Objective: Copy the listing verbatim, excluding any images found in it.

::::

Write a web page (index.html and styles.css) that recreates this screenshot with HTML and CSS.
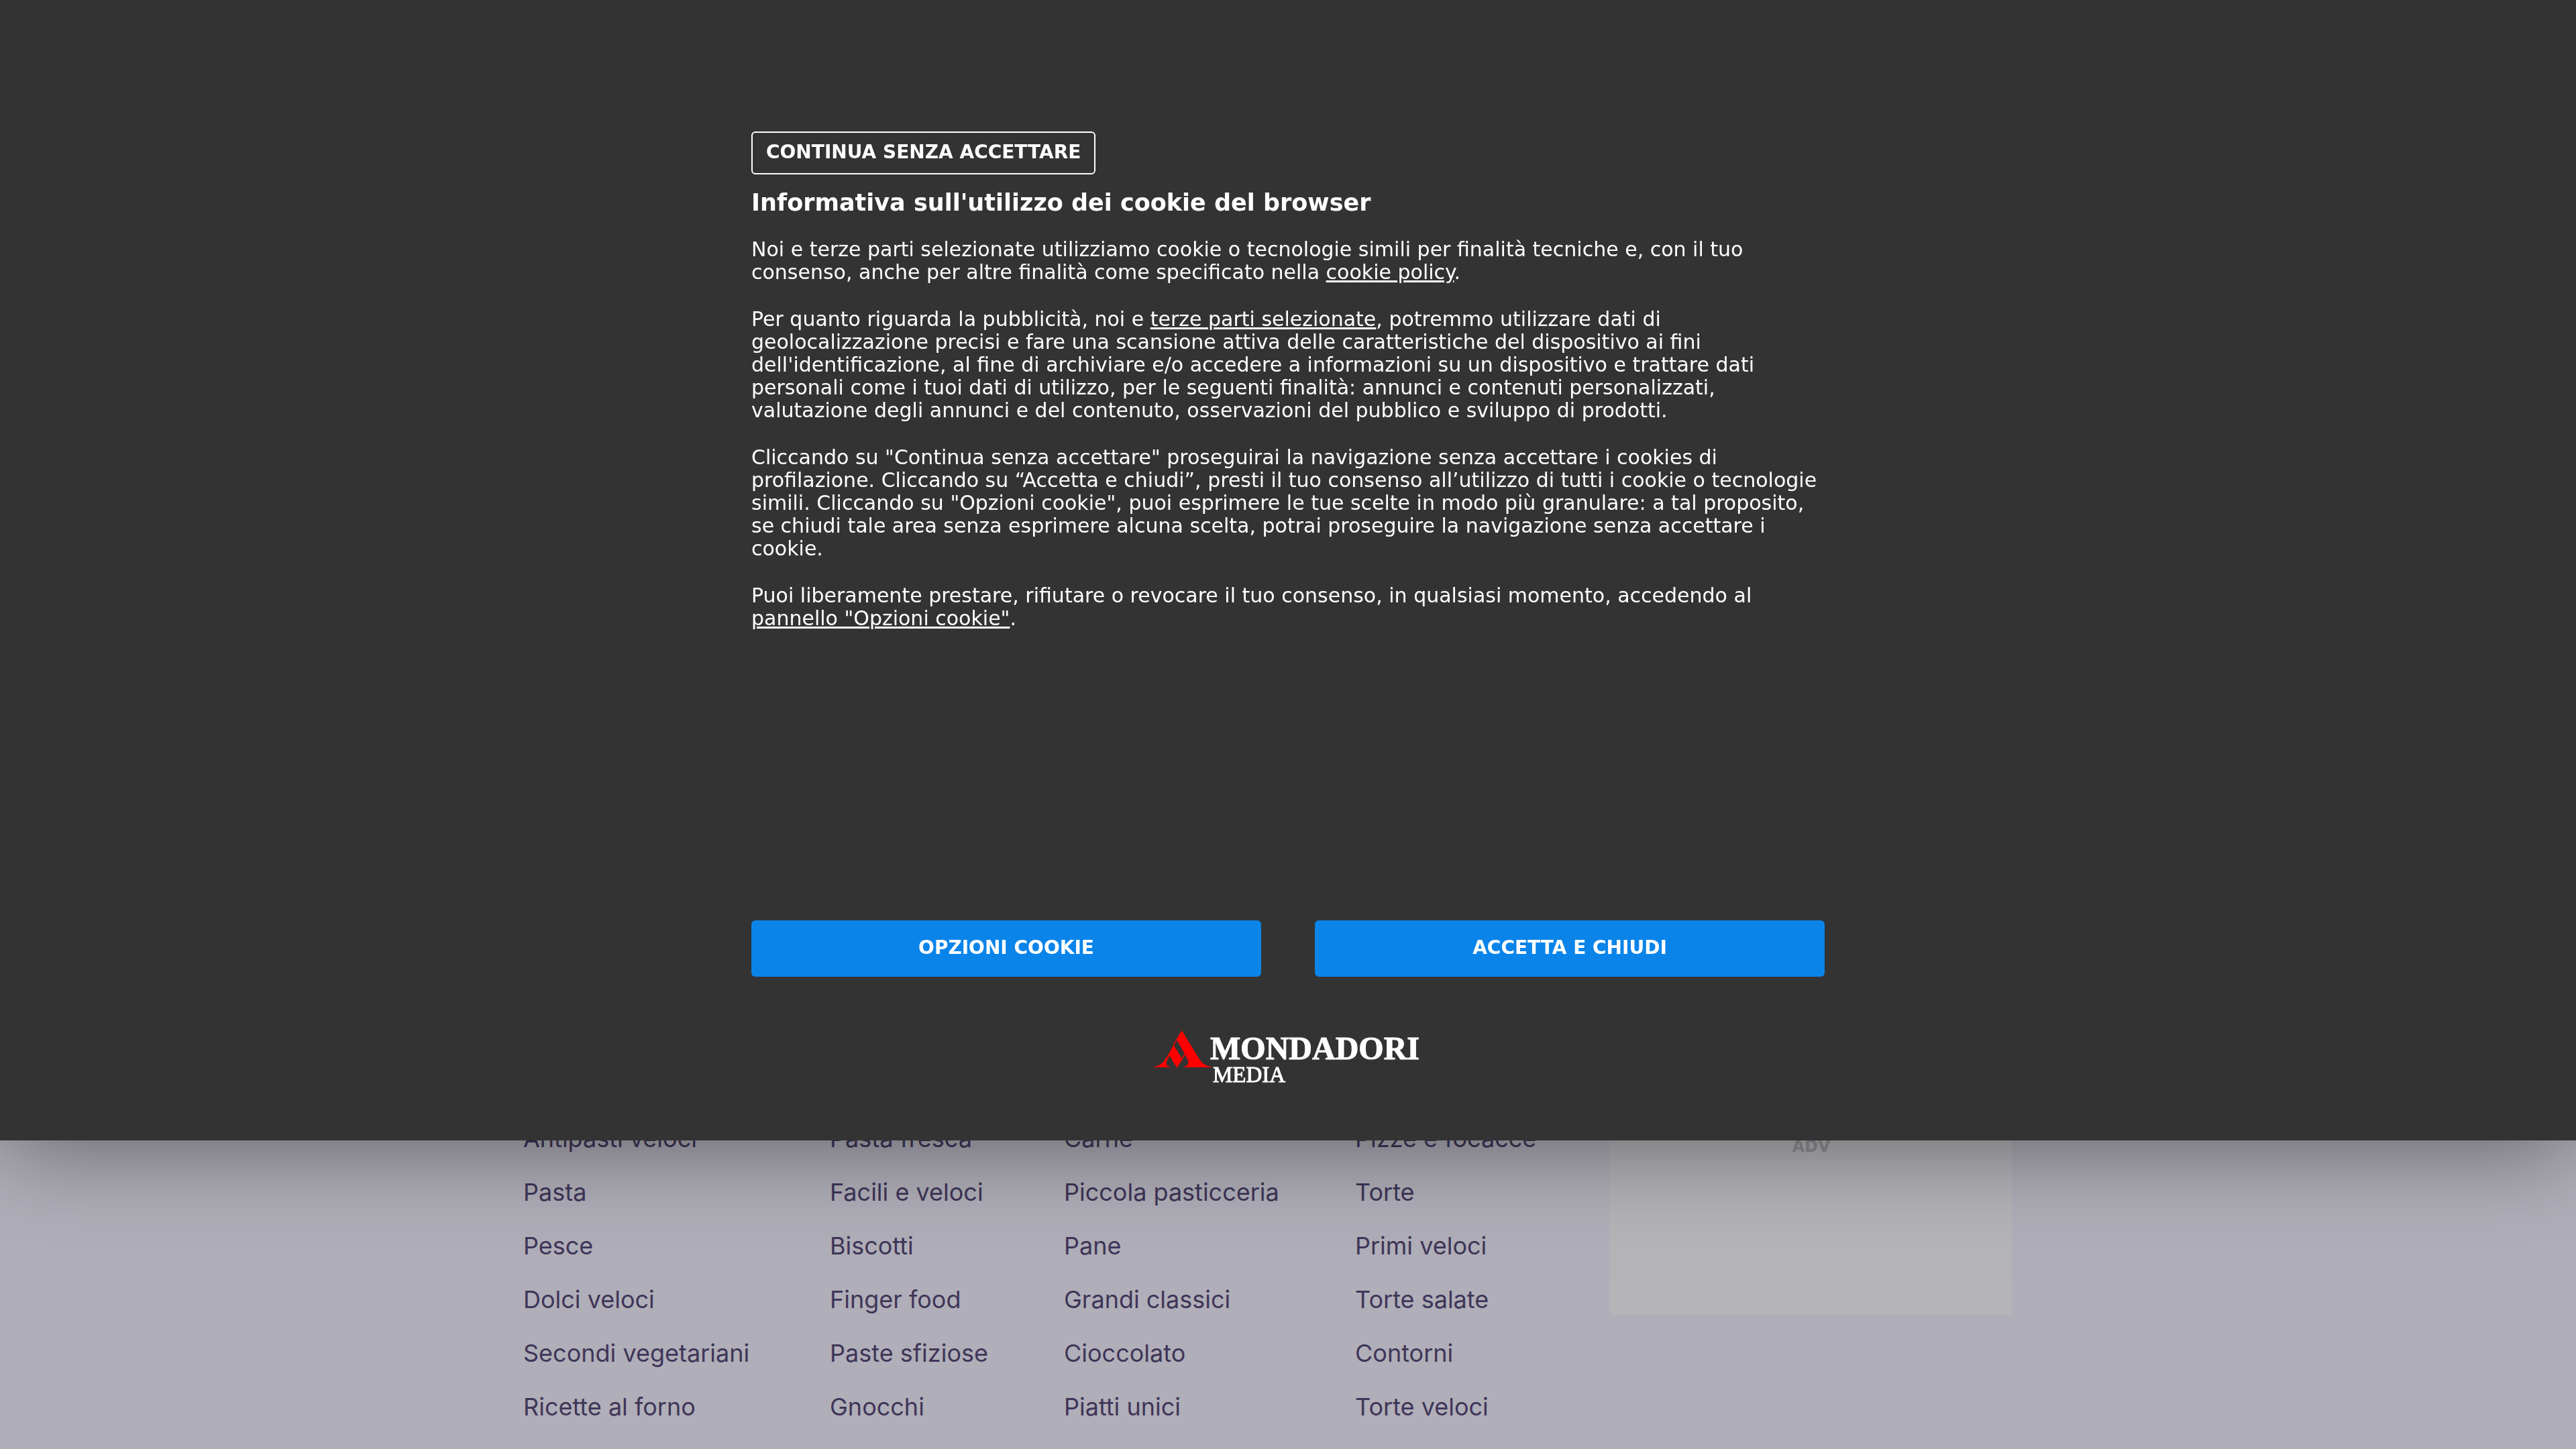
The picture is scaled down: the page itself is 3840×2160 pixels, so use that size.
FILE: index.html
```html
<!DOCTYPE html>
<html lang="it">
<head>
<meta charset="utf-8">
<meta name="viewport" content="width=device-width, initial-scale=1">
<title>Informativa cookie</title>
<link rel="stylesheet" href="styles.css">
</head>
<body>
<main class="page">
  <nav class="categories" aria-label="Categorie">
    <ul class="category-list">
      <li><a href="#">Antipasti veloci</a></li>
      <li><a href="#">Pasta</a></li>
      <li><a href="#">Pesce</a></li>
      <li><a href="#">Dolci veloci</a></li>
      <li><a href="#">Secondi vegetariani</a></li>
      <li><a href="#">Ricette al forno</a></li>
    </ul>
    <ul class="category-list">
      <li><a href="#">Pasta fresca</a></li>
      <li><a href="#">Facili e veloci</a></li>
      <li><a href="#">Biscotti</a></li>
      <li><a href="#">Finger food</a></li>
      <li><a href="#">Paste sfiziose</a></li>
      <li><a href="#">Gnocchi</a></li>
    </ul>
    <ul class="category-list">
      <li><a href="#">Carne</a></li>
      <li><a href="#">Piccola pasticceria</a></li>
      <li><a href="#">Pane</a></li>
      <li><a href="#">Grandi classici</a></li>
      <li><a href="#">Cioccolato</a></li>
      <li><a href="#">Piatti unici</a></li>
    </ul>
    <ul class="category-list">
      <li><a href="#">Pizze e focacce</a></li>
      <li><a href="#">Torte</a></li>
      <li><a href="#">Primi veloci</a></li>
      <li><a href="#">Torte salate</a></li>
      <li><a href="#">Contorni</a></li>
      <li><a href="#">Torte veloci</a></li>
    </ul>
  </nav>
  <aside class="ad">ADV</aside>
</main>

<section class="consent" role="dialog" aria-labelledby="consent-title">
  <div class="consent-inner">
    <button class="button-outline" type="button">CONTINUA SENZA ACCETTARE</button>
    <h1 class="consent-title" id="consent-title">Informativa sull'utilizzo dei cookie del browser</h1>
    <div class="consent-text">
      <p>Noi e terze parti selezionate utilizziamo cookie o tecnologie simili per finalità tecniche e, con il tuo consenso, anche per altre finalità come specificato nella <a href="#">cookie policy</a>.</p>
      <p>Per quanto riguarda la pubblicità, noi e <a href="#">terze parti selezionate</a>, potremmo utilizzare dati di geolocalizzazione precisi e fare una scansione attiva delle caratteristiche del dispositivo ai fini dell'identificazione, al fine di archiviare e/o accedere a informazioni su un dispositivo e trattare dati personali come i tuoi dati di utilizzo, per le seguenti finalità: annunci e contenuti personalizzati, valutazione degli annunci e del contenuto, osservazioni del pubblico e sviluppo di prodotti.</p>
      <p>Cliccando su "Continua senza accettare" proseguirai la navigazione senza accettare i cookies di profilazione. Cliccando su “Accetta e chiudi”, presti il tuo consenso all’utilizzo di tutti i cookie o tecnologie simili. Cliccando su "Opzioni cookie", puoi esprimere le tue scelte in modo più granulare: a tal proposito, se chiudi tale area senza esprimere alcuna scelta, potrai proseguire la navigazione senza accettare i cookie.</p>
      <p>Puoi liberamente prestare, rifiutare o revocare il tuo consenso, in qualsiasi momento, accedendo al <a href="#">pannello "Opzioni cookie"</a>.</p>
    </div>
    <div class="consent-actions">
      <button class="button-primary" type="button">OPZIONI COOKIE</button>
      <button class="button-primary" type="button">ACCETTA E CHIUDI</button>
    </div>
    <svg class="logo" viewBox="0 0 400 84" role="img" aria-label="Mondadori Media">
      <g fill="#fe0000">
        <path d="M41.700 0 L68.300 43.500 Q74.500 53 86 54.200 V55 H45 V54.200 Q54.500 52 50 42.500 L34.500 14.500 L30 22.500 L29 21 Z"/>
        <path d="M29.300 21.500 L41.500 41.500 L45.800 34.800 L46.800 36 L34.500 56 L22 35.500 Z"/>
        <path d="M22.500 34.800 L23.500 37.500 Q13.500 53 24.500 54.200 V55 H0 V54.200 Q10.500 53 16.500 43.500 Z"/>
      </g>
      <text class="logo-name" x="84" y="43">MONDADORI</text>
      <text class="logo-division" x="88" y="77">MEDIA</text>
    </svg>
  </div>
</section>
</body>
</html>
```
FILE: styles.css
```css
* {
  box-sizing: border-box;
}

body {
  margin: 0;
  background: #b0aeb8;
  overflow: hidden;
}

/* Page behind the consent panel */
.page {
  display: flex;
  width: 2280px;
  max-width: 100%;
  margin: 0 auto;
  padding-top: 1657px;
}

.categories {
  display: grid;
  grid-template-columns: 457px 349px 434px 380px;
}

.category-list {
  margin: 0;
  padding: 0;
  list-style: none;
  font: 400 36px/80px Inter, sans-serif;
}

.category-list a {
  color: #3f3558;
  text-decoration: none;
}

.ad {
  flex: 0 0 600px;
  height: 303px;
  padding-top: 35px;
  background: #b5b4b9;
  color: #929196;
  font: 700 24px/34px "DejaVu Sans", sans-serif;
  text-align: center;
}

/* Consent panel */
.consent {
  position: fixed;
  top: 0;
  left: 0;
  right: 0;
  padding: 196px 40px 80px;
  background: #333;
  box-shadow: 0 0 140px rgba(0, 0, 0, 0.5);
  color: #fff;
  font-family: "DejaVu Sans", sans-serif;
}

.consent-inner {
  display: flex;
  flex-direction: column;
  align-items: flex-start;
  max-width: 1600px;
  margin: 0 auto;
}

.button-outline {
  height: 64px;
  padding: 0 20px 2px;
  border: 2px solid #fff;
  border-radius: 6px;
  background: transparent;
  color: #fff;
  font: 700 28px/34px "DejaVu Sans", sans-serif;
}

.consent-title {
  margin: 20px 0 31px;
  font-size: 35px;
  line-height: 44px;
}

.consent-text {
  min-height: 1017px;
  font-size: 30px;
  line-height: 34px;
}

.consent-text p {
  margin: 0 0 36px;
}

.consent-text a {
  color: #fff;
}

.consent-actions {
  display: grid;
  grid-template-columns: 1fr 1fr;
  gap: 80px;
  width: 100%;
}

.button-primary {
  height: 84px;
  padding: 0 20px 2px;
  border: 0;
  border-radius: 6px;
  background: #0a84e9;
  color: #fff;
  font: 700 28px/34px "DejaVu Sans", sans-serif;
}

.logo {
  width: 400px;
  height: 84px;
  margin-top: 80px;
  align-self: center;
}

.logo text {
  fill: #fff;
  stroke: #fff;
  stroke-width: 1px;
  font-family: "Liberation Serif", serif;
}

.logo-name {
  font-size: 48px;
  font-weight: 700;
}

.logo-division {
  font-size: 33px;
}
```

::::

Response to the exercise:
Write a web page (index.html and styles.css) that recreates this screenshot with HTML and CSS.
The picture is scaled down: the page itself is 3840×2160 pixels, so use that size.
FILE: index.html
```html
<!DOCTYPE html>
<html lang="it">
<head>
<meta charset="utf-8">
<meta name="viewport" content="width=device-width, initial-scale=1">
<title>Informativa cookie</title>
<link rel="stylesheet" href="styles.css">
</head>
<body>
<main class="page">
  <nav class="categories" aria-label="Categorie">
    <ul class="category-list">
      <li><a href="#">Antipasti veloci</a></li>
      <li><a href="#">Pasta</a></li>
      <li><a href="#">Pesce</a></li>
      <li><a href="#">Dolci veloci</a></li>
      <li><a href="#">Secondi vegetariani</a></li>
      <li><a href="#">Ricette al forno</a></li>
    </ul>
    <ul class="category-list">
      <li><a href="#">Pasta fresca</a></li>
      <li><a href="#">Facili e veloci</a></li>
      <li><a href="#">Biscotti</a></li>
      <li><a href="#">Finger food</a></li>
      <li><a href="#">Paste sfiziose</a></li>
      <li><a href="#">Gnocchi</a></li>
    </ul>
    <ul class="category-list">
      <li><a href="#">Carne</a></li>
      <li><a href="#">Piccola pasticceria</a></li>
      <li><a href="#">Pane</a></li>
      <li><a href="#">Grandi classici</a></li>
      <li><a href="#">Cioccolato</a></li>
      <li><a href="#">Piatti unici</a></li>
    </ul>
    <ul class="category-list">
      <li><a href="#">Pizze e focacce</a></li>
      <li><a href="#">Torte</a></li>
      <li><a href="#">Primi veloci</a></li>
      <li><a href="#">Torte salate</a></li>
      <li><a href="#">Contorni</a></li>
      <li><a href="#">Torte veloci</a></li>
    </ul>
  </nav>
  <aside class="ad">ADV</aside>
</main>

<section class="consent" role="dialog" aria-labelledby="consent-title">
  <div class="consent-inner">
    <button class="button-outline" type="button">CONTINUA SENZA ACCETTARE</button>
    <h1 class="consent-title" id="consent-title">Informativa sull'utilizzo dei cookie del browser</h1>
    <div class="consent-text">
      <p>Noi e terze parti selezionate utilizziamo cookie o tecnologie simili per finalità tecniche e, con il tuo consenso, anche per altre finalità come specificato nella <a href="#">cookie policy</a>.</p>
      <p>Per quanto riguarda la pubblicità, noi e <a href="#">terze parti selezionate</a>, potremmo utilizzare dati di geolocalizzazione precisi e fare una scansione attiva delle caratteristiche del dispositivo ai fini dell'identificazione, al fine di archiviare e/o accedere a informazioni su un dispositivo e trattare dati personali come i tuoi dati di utilizzo, per le seguenti finalità: annunci e contenuti personalizzati, valutazione degli annunci e del contenuto, osservazioni del pubblico e sviluppo di prodotti.</p>
      <p>Cliccando su "Continua senza accettare" proseguirai la navigazione senza accettare i cookies di profilazione. Cliccando su “Accetta e chiudi”, presti il tuo consenso all’utilizzo di tutti i cookie o tecnologie simili. Cliccando su "Opzioni cookie", puoi esprimere le tue scelte in modo più granulare: a tal proposito, se chiudi tale area senza esprimere alcuna scelta, potrai proseguire la navigazione senza accettare i cookie.</p>
      <p>Puoi liberamente prestare, rifiutare o revocare il tuo consenso, in qualsiasi momento, accedendo al <a href="#">pannello "Opzioni cookie"</a>.</p>
    </div>
    <div class="consent-actions">
      <button class="button-primary" type="button">OPZIONI COOKIE</button>
      <button class="button-primary" type="button">ACCETTA E CHIUDI</button>
    </div>
    <svg class="logo" viewBox="0 0 400 84" role="img" aria-label="Mondadori Media">
      <g fill="#fe0000">
        <path d="M41.700 0 L68.300 43.500 Q74.500 53 86 54.200 V55 H45 V54.200 Q54.500 52 50 42.500 L34.500 14.500 L30 22.500 L29 21 Z"/>
        <path d="M29.300 21.500 L41.500 41.500 L45.800 34.800 L46.800 36 L34.500 56 L22 35.500 Z"/>
        <path d="M22.500 34.800 L23.500 37.500 Q13.500 53 24.500 54.200 V55 H0 V54.200 Q10.500 53 16.500 43.500 Z"/>
      </g>
      <text class="logo-name" x="84" y="43">MONDADORI</text>
      <text class="logo-division" x="88" y="77">MEDIA</text>
    </svg>
  </div>
</section>
</body>
</html>
```
FILE: styles.css
```css
* {
  box-sizing: border-box;
}

body {
  margin: 0;
  background: #b0aeb8;
  overflow: hidden;
}

/* Page behind the consent panel */
.page {
  display: flex;
  width: 2280px;
  max-width: 100%;
  margin: 0 auto;
  padding-top: 1657px;
}

.categories {
  display: grid;
  grid-template-columns: 457px 349px 434px 380px;
}

.category-list {
  margin: 0;
  padding: 0;
  list-style: none;
  font: 400 36px/80px Inter, sans-serif;
}

.category-list a {
  color: #3f3558;
  text-decoration: none;
}

.ad {
  flex: 0 0 600px;
  height: 303px;
  padding-top: 35px;
  background: #b5b4b9;
  color: #929196;
  font: 700 24px/34px "DejaVu Sans", sans-serif;
  text-align: center;
}

/* Consent panel */
.consent {
  position: fixed;
  top: 0;
  left: 0;
  right: 0;
  padding: 196px 40px 80px;
  background: #333;
  box-shadow: 0 0 140px rgba(0, 0, 0, 0.5);
  color: #fff;
  font-family: "DejaVu Sans", sans-serif;
}

.consent-inner {
  display: flex;
  flex-direction: column;
  align-items: flex-start;
  max-width: 1600px;
  margin: 0 auto;
}

.button-outline {
  height: 64px;
  padding: 0 20px 2px;
  border: 2px solid #fff;
  border-radius: 6px;
  background: transparent;
  color: #fff;
  font: 700 28px/34px "DejaVu Sans", sans-serif;
}

.consent-title {
  margin: 20px 0 31px;
  font-size: 35px;
  line-height: 44px;
}

.consent-text {
  min-height: 1017px;
  font-size: 30px;
  line-height: 34px;
}

.consent-text p {
  margin: 0 0 36px;
}

.consent-text a {
  color: #fff;
}

.consent-actions {
  display: grid;
  grid-template-columns: 1fr 1fr;
  gap: 80px;
  width: 100%;
}

.button-primary {
  height: 84px;
  padding: 0 20px 2px;
  border: 0;
  border-radius: 6px;
  background: #0a84e9;
  color: #fff;
  font: 700 28px/34px "DejaVu Sans", sans-serif;
}

.logo {
  width: 400px;
  height: 84px;
  margin-top: 80px;
  align-self: center;
}

.logo text {
  fill: #fff;
  stroke: #fff;
  stroke-width: 1px;
  font-family: "Liberation Serif", serif;
}

.logo-name {
  font-size: 48px;
  font-weight: 700;
}

.logo-division {
  font-size: 33px;
}
```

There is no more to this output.